There's such kindness permeating both Hopkinson and Mahajan's tales. But Hopkinson expresses that kindness by letting complicated characters have their own povs to explain themselves and letting them have redemptive arcs and moments. Because she's being so careful with pros, her structure has to be her vehicle for reassuring us that yes, these characters attempts at betterment and redemption are being seen and will be rewarded. I don't know much about what Mahajan will do with their characters: I'm fascinated by so many questions about the victims and the bombers; there's so much grief the parents are expressing, but the why of grief, whether it's because they see their sons as whole people or extensions of themselves, is still murky.

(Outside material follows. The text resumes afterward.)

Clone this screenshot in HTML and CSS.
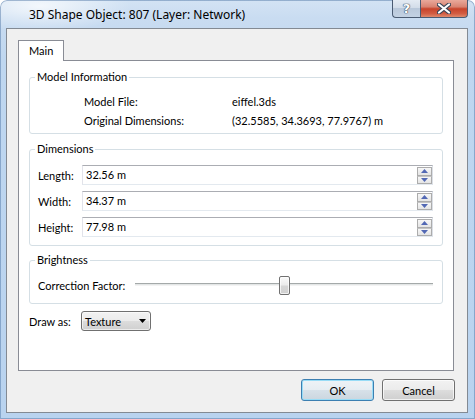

But I already adore that even the omniscient narrator exudes kindness and humor. They wrap you in these ornate sentences like blankets: yeah, the trip will be painful but see there'll be comfort along the way. It's just endlessly fascinating to watch such different stylists work their magic.
*Association is my first attempt to conquer the list of nonwestern litfic with badass voice and politics @tobermoriansass made for me. And damn, am I A. even more glad! she did and B. determined to devour it in its entirety this year after this introduction.